* What is needed:
Return all lines that include the string "screenshot".

* Records shown:
■ ■ ■ ■ ■ ■ ■

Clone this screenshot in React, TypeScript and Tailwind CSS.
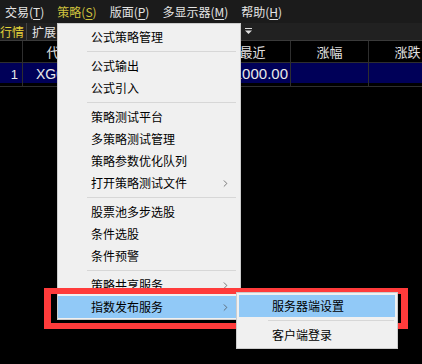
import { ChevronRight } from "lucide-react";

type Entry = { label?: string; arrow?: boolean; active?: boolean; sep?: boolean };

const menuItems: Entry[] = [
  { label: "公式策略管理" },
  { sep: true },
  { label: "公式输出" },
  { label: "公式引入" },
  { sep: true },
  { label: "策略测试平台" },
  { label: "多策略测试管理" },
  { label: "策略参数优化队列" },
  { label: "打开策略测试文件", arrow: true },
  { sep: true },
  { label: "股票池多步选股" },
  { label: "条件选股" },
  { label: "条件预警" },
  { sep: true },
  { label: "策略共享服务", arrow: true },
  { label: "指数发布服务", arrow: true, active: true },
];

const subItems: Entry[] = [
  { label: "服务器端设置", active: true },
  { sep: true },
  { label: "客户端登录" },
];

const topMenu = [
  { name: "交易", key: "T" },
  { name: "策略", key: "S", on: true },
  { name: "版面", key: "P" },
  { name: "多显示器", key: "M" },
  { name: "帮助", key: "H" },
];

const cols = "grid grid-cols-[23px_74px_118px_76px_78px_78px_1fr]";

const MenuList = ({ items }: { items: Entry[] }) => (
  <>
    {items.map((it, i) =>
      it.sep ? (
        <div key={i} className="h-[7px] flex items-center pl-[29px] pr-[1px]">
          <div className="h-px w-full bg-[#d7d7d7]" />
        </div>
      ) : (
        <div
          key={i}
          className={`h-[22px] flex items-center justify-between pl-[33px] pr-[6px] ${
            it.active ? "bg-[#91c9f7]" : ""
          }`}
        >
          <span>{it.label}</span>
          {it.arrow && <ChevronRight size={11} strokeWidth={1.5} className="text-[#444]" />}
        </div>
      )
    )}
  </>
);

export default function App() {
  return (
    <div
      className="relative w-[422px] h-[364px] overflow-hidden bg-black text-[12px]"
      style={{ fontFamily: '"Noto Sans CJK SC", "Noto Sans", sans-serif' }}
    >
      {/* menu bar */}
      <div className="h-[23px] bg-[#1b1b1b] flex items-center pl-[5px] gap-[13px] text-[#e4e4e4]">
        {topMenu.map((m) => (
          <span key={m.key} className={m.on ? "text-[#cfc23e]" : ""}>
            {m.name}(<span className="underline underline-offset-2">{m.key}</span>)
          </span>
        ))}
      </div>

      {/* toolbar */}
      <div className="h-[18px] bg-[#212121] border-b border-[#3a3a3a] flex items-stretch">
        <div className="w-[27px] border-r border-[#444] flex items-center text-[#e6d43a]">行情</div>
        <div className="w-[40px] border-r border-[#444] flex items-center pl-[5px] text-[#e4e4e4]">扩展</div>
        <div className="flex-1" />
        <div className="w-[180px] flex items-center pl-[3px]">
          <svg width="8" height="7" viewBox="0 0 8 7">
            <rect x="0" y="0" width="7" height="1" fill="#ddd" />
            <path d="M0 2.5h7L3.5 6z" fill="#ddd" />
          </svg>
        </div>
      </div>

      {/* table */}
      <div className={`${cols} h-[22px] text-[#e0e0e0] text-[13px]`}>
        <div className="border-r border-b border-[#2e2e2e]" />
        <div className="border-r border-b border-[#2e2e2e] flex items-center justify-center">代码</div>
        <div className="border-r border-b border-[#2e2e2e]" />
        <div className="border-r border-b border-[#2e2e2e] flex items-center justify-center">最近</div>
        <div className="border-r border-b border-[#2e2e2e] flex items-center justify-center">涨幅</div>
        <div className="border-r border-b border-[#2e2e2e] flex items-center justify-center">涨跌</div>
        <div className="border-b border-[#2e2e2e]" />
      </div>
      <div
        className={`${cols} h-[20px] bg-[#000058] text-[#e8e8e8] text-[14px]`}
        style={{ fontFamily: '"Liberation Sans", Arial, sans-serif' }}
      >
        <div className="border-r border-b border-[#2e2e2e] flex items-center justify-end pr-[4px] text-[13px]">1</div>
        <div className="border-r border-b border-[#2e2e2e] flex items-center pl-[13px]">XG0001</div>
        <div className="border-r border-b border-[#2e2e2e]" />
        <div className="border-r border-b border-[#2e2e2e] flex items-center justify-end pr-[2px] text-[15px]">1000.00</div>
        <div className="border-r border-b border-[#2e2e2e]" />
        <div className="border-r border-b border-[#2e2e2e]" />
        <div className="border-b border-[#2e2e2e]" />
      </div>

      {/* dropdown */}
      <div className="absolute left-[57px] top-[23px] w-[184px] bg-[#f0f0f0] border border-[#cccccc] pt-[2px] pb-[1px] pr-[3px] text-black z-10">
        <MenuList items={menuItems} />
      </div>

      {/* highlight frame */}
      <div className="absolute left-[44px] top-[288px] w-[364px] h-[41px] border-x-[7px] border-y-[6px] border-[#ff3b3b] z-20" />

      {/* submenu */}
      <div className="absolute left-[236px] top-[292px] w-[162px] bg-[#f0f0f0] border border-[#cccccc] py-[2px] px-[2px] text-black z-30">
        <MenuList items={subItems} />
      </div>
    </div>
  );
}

■ ■ ■ ■ ■ ■ ■

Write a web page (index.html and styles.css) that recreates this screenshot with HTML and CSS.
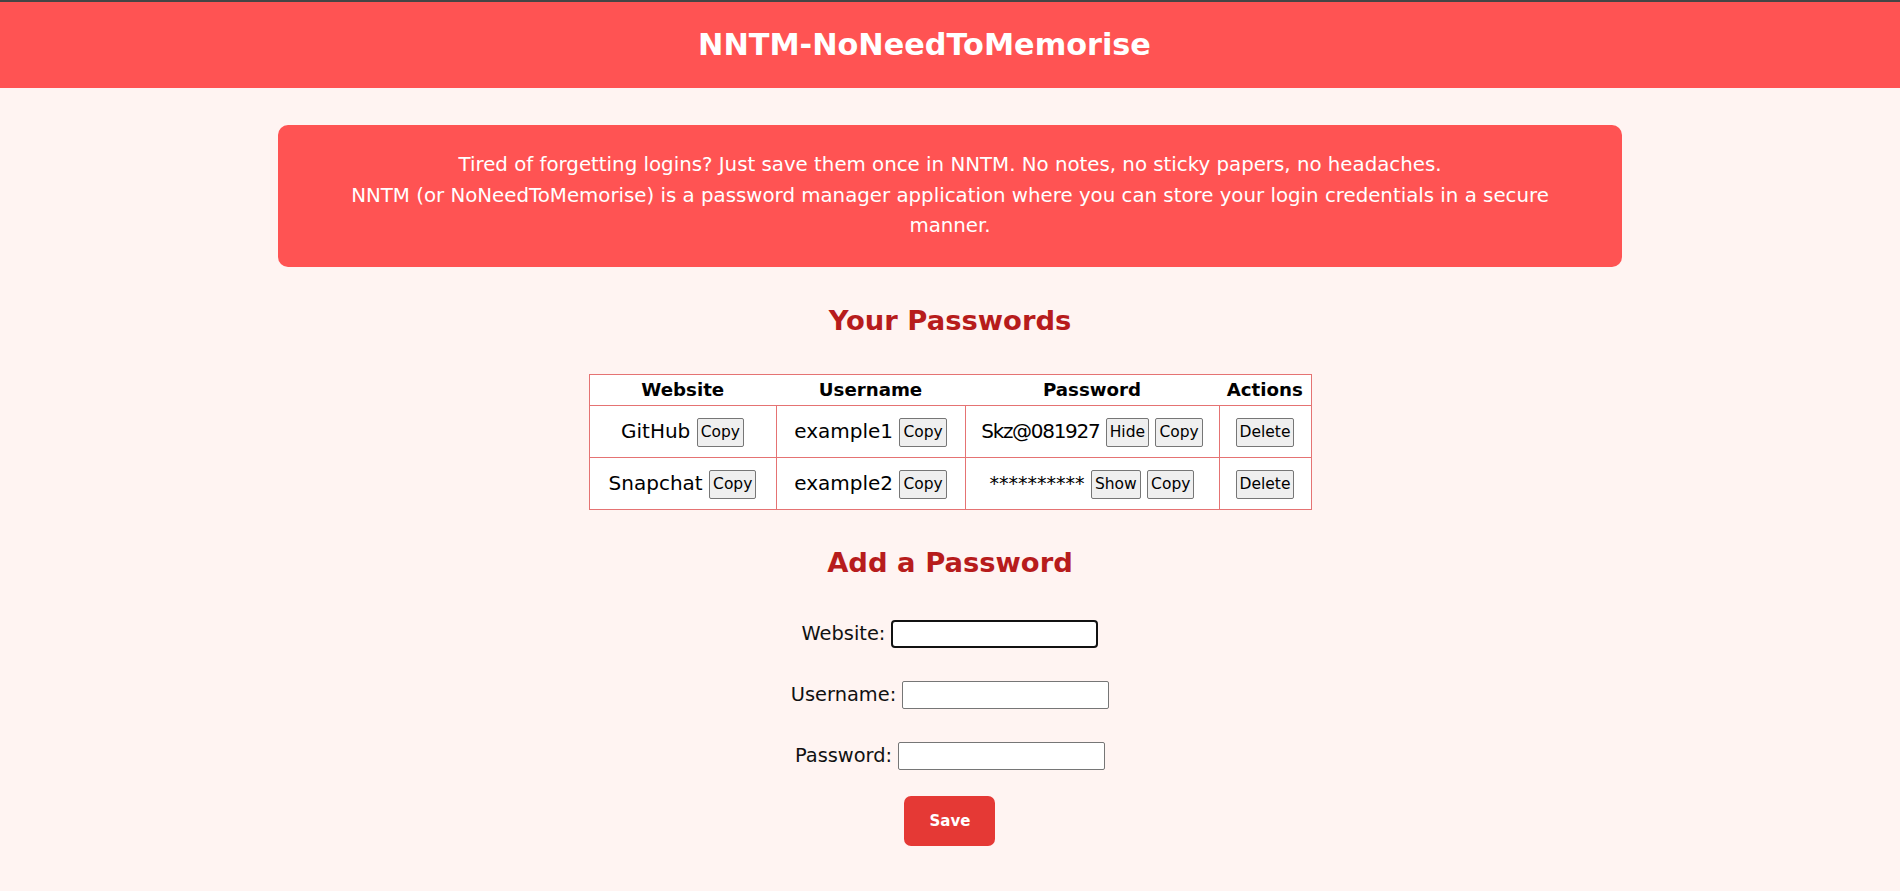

■ ■ ■ ■ ■ ■ ■

* Result of the task:
Clone this screenshot in React, TypeScript and Tailwind CSS.
Write a web page (index.html and styles.css) that recreates this screenshot with HTML and CSS.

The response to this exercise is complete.